Here are the controlled shuffles employed in Rubik's Cards:

- The
*n*Frustration Count: The top*n*cards are reversed and put below the rest of the deck. A 2 Frustration Count (2FC) on ABCDEFGHIJKLM yields CDEFGHIJKLMBA. - The
*n,m*Block Count: Cards are dealt to the table in blocks of*n*and*m*, reversing the order of the blocks, but not the cards within the blocks. A 3,2 Block Count (3,2BC) on ABCDEFGHIJKLM yields KLMIJFGHDEABC. - The Reverse Faro Shuffle: Cards are alternately injogged and outjogged so the cards in even-numbered positions stick out, and then are put either below (for a Reverse Out Shuffle) or on top of (for a Reverse In Shuffle) the cards in odd-numbered positions. A Reverse In Shuffle (RIS) on ABCDEFGHIJKLM yields BDFHJLACEGIKM.
- The Australian Shuffle: The cards are alternately dealt "down" to the table and "under" the rest of the pack. ABCDEFGHIJKLM becomes JFBLHDMKIGECA.

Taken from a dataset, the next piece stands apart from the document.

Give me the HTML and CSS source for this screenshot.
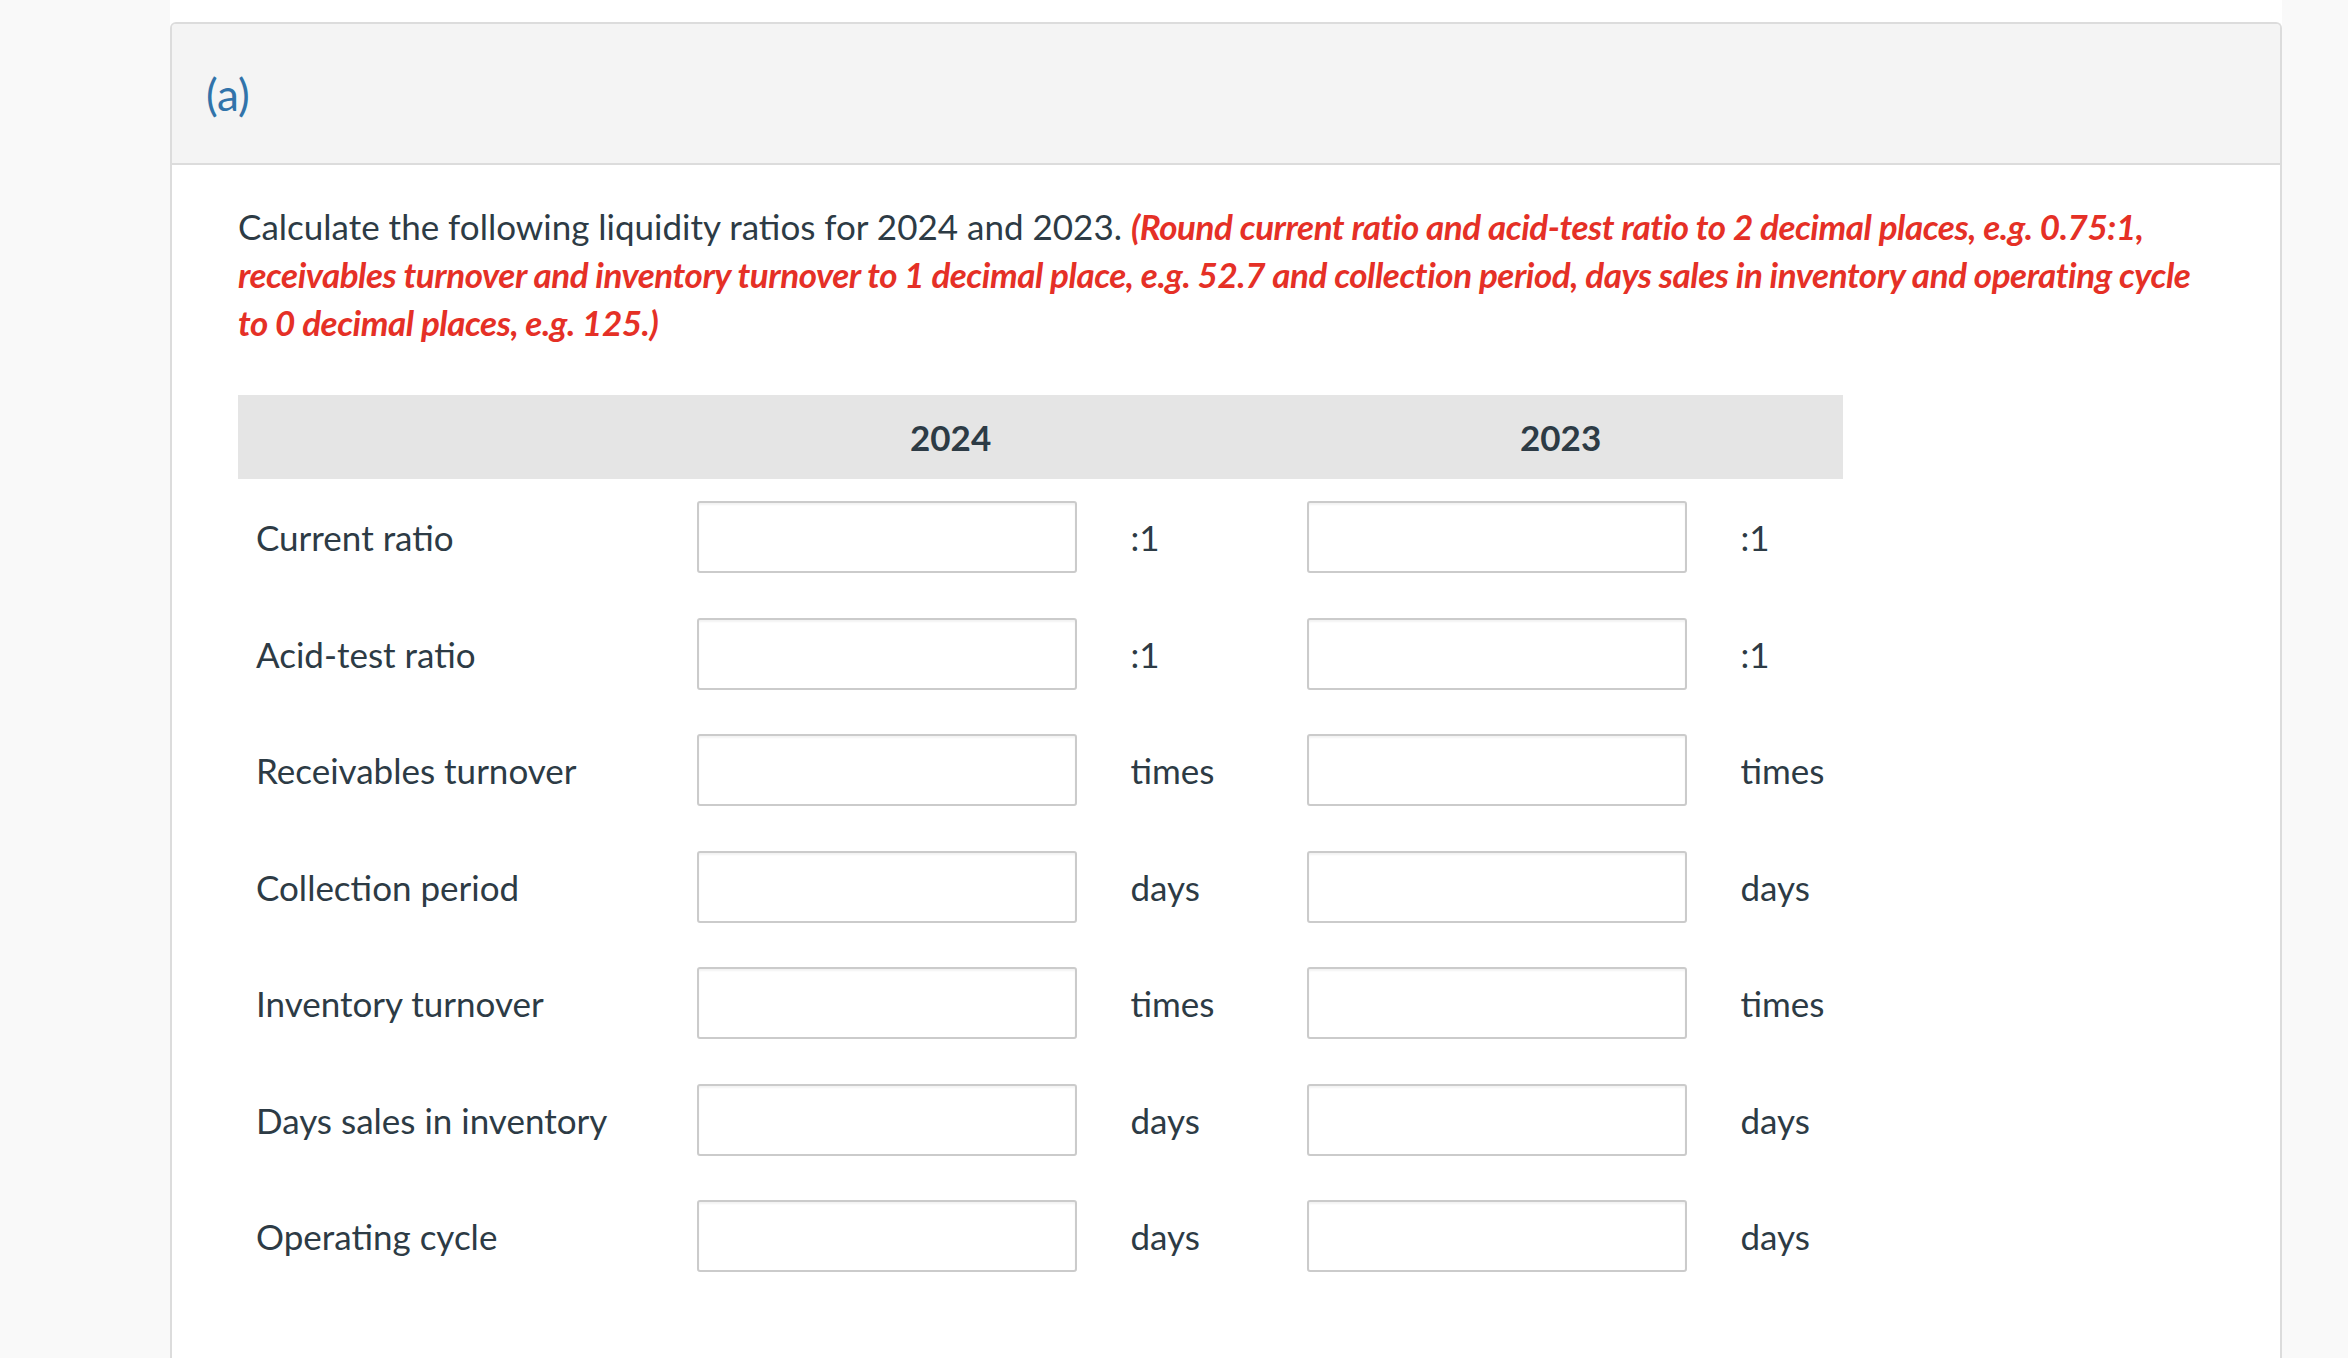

2FC: LKBFAEMJIDCGH -> BFAEMJIDCGHKL

3FC: BFAEMJIDCGHKL -> EMJIDCGHKLAFB

4FC: EMJIDCGHKLAFB -> DCGHKLAFBIJME

3,2BC: DCGHKLAFBIJME -> JMEBILAFHKDCG

RIS: JMEBILAFHKDCG -> MBLFKCJEIAHDG

AS: MBLFKCJEIAHDG -> ABCDEFGHIJKLM

The cards don't appear to be in any particular order until the final step. Of course, the person who created this trick probably just took some random-looking, but easily remembered, moves and reversed them to get the starting configuration. In this problem, we're given a starting configuration and an ending configuration, and wish to find the shortest route. It's trivial to prove that any configuration can be reached via 1FC's and 2FC's (although such a solution is potentially extremely long, not to mention that 1FC's seem inelegant to me), but by adding more controlled shuffles to the database and taking advantage of the fact that we have a choice of many ending positions (the words BIBLE ATLAS GOOSE THIGH can be placed in 24 different orders, they can be dealt from a deck of BAGTITOHBLOILASGESEH or from a deck of BIBLEATLASGOOSETHIGH), surely a reasonably memorable solution can be found. We only have under 1.4 billion positions to navigate, after all!

(Addendum: A proposed generalization of the Australian shuffle is the

*n*Australian Shuffle, where there are

*n*unders after each down. Thus, the AS becomes the 1AS, a 0AS reverses the order of the deck, and a 3AS turns ABCDEF into BDFCEA.)